Disgraced former state chemist Annie Dookhan is now behind bars, after she pleaded guilty Friday to all 27 counts against her related to the drug lab crisis.

Dookhan showed little emotion and spoke softly as she pleaded guilty.

After accepting Dookhan’s plea, Judge Carol Ball sentenced her to three to five years in state prison in Framingham.

Prosecutors had sought a five- to seven-year sentence. Dookhan had sought a one-year sentence.

Original story:

BOSTON — A former state chemist is expected to go to prison Friday for a drug lab crisis that’s created turmoil throughout the Massachusetts criminal justice system.

Ex-chemist Annie Dookhan, 36, is scheduled to plead guilty Friday to falsifying drug tests and potentially compromising tens of thousands of criminal cases.

Her actions allegedly caused what may be the nation’s largest forensic testing scandal.

Massachusetts officials identified more than 40,000 criminal cases affected by testing Dookhan did during the nine years she worked at the now-closed Hinton state lab.

Michael O’Keefe, president of the Massachusetts District Attorneys Association, says prosecutors have sifted through hundreds of cases and close to 350 people have been released from prison.

“Prosecutors have been very reasonable about this,” he said, “dealing with a problem that is not of our making and that has to be addressed by balancing individual liberty and public safety.”

But defense attorneys are quick to point to documents from the Dookhan investigation showing that some prosecutors would often contact her directly and Dookhan would try to get their tests done quickly.

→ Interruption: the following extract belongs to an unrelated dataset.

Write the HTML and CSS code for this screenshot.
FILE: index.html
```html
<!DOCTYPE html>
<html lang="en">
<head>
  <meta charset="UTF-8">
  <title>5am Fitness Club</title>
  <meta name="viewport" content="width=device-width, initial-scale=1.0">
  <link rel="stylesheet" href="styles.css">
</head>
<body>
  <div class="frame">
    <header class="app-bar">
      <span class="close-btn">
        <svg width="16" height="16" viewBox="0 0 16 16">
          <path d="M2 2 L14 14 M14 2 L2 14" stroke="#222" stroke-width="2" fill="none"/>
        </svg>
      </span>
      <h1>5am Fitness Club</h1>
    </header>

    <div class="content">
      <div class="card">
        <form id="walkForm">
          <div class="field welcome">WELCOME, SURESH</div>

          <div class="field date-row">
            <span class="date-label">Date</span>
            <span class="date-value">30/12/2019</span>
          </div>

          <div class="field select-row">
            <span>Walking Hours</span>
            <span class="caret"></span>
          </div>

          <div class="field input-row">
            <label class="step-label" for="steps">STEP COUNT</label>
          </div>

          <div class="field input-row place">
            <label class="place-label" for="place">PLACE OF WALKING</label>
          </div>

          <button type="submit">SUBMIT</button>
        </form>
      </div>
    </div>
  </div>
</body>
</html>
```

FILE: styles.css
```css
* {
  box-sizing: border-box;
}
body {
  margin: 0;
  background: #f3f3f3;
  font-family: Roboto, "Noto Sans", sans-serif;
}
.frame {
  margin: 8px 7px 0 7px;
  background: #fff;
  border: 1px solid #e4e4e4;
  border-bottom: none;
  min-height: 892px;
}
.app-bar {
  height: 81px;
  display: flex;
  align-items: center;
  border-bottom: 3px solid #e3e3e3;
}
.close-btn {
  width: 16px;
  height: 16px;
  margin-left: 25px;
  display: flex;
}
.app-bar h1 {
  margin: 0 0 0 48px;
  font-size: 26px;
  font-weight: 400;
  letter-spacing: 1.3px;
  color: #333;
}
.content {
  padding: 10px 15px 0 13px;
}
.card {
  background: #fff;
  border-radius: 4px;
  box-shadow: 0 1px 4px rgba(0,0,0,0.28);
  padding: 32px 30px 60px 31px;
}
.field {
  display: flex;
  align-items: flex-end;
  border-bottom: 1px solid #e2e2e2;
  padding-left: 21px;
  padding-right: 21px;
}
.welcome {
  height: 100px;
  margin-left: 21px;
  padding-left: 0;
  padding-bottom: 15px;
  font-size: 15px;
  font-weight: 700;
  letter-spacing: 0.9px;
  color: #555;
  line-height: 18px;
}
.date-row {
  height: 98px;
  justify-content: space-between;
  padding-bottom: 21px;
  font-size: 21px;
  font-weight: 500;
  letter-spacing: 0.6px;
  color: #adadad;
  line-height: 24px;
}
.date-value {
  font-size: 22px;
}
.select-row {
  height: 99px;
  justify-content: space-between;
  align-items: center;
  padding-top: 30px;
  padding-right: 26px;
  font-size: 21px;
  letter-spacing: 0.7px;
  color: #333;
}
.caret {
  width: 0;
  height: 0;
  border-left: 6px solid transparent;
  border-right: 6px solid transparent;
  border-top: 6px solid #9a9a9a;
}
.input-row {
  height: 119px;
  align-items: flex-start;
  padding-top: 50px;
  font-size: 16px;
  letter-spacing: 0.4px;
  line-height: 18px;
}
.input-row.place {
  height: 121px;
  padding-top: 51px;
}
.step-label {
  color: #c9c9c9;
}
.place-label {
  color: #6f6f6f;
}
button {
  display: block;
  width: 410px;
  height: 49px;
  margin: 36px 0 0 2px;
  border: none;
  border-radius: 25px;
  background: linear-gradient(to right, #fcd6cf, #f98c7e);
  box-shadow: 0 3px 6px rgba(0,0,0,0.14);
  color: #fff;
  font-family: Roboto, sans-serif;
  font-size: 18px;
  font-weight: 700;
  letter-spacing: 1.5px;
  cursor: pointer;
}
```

One prosecutor resigned after his emails with Dookhan became public.

Anne Goldbach, of the Massachusetts public defenders agency, says forensic scientists are supposed to be impartial.

“You can tell that Annie Dookhan felt a sense of allegiance to the prosecution,” she said. “That is absolutely unconscionable.”

The documents in the case also show that for years Dookhan tested thousands more drug samples than her colleagues. A WBUR analysis shows that between 2009 and 2010, the time it took Dookhan to conduct a test went down by more than half.

“She continued to decrease the turnaround time,” said Tom Workman, a defense attorney and forensic expert. “You scratch your head and say, ‘How could someone do that?’ The obvious answer that comes to mind is they weren’t doing the work, they were dry-labbing.”

Dry-labbing is when a chemist just looks at a sample, with no actual testing involved. State Police say Dookhan admitted to dry-labbing when they questioned her about a year ago.

After Dookhan’s arrest, five of her coworkers and the state public health commissioner, John Auerbach, resigned. Auerbach admitted that his department, which oversaw the Hinton Lab, was at fault.

“I want to be absolutely clear,” he said. “I accept no responsibility for the actions of a rogue chemist, but I do think the Department of Public Health’s managers erred in lacking proper oversight of the forensic drug laboratory.”

Still, the question remains: Why did she do it? There is little in Dookhan’s history to provide an answer.

She’s the only child of immigrant parents who were proud of their daughter’s accomplishments. Her lab supervisors described her as a valuable member of the team.

The American Civil Liberties Union of Massachusetts says a trial might have shed light on her motivation.

“By pleading guilty, Annie Dookhan has taken a step,” said Matt Segal, Massachusetts ACLU’s legal director, “which means that there won’t be a trial, there won’t be a public airing of the evidence against her and the evidence that might exist against anyone else.”

During a recent hearing, Dookhan’s attorney, Nicholas Gordon, said his client made mistakes trying to be the top chemist — and then tried to cover up those mistakes.

“Her motivation is to be the hardest working and most prolific and most productive chemist that she could possibly be, and that’s how this whole mess begins,” he said.

Gordon also said Dookhan is now divorced and the primary caretaker of her 7-year-old disabled son. So he asked the judge for a one-year prison sentence. Prosecutors asked for significantly more, citing the millions of dollars the state has spent to deal with the scandal. The judge said she would not exceed a three- to five-year sentence for actions she described as “shaking the criminal justice system to its core.”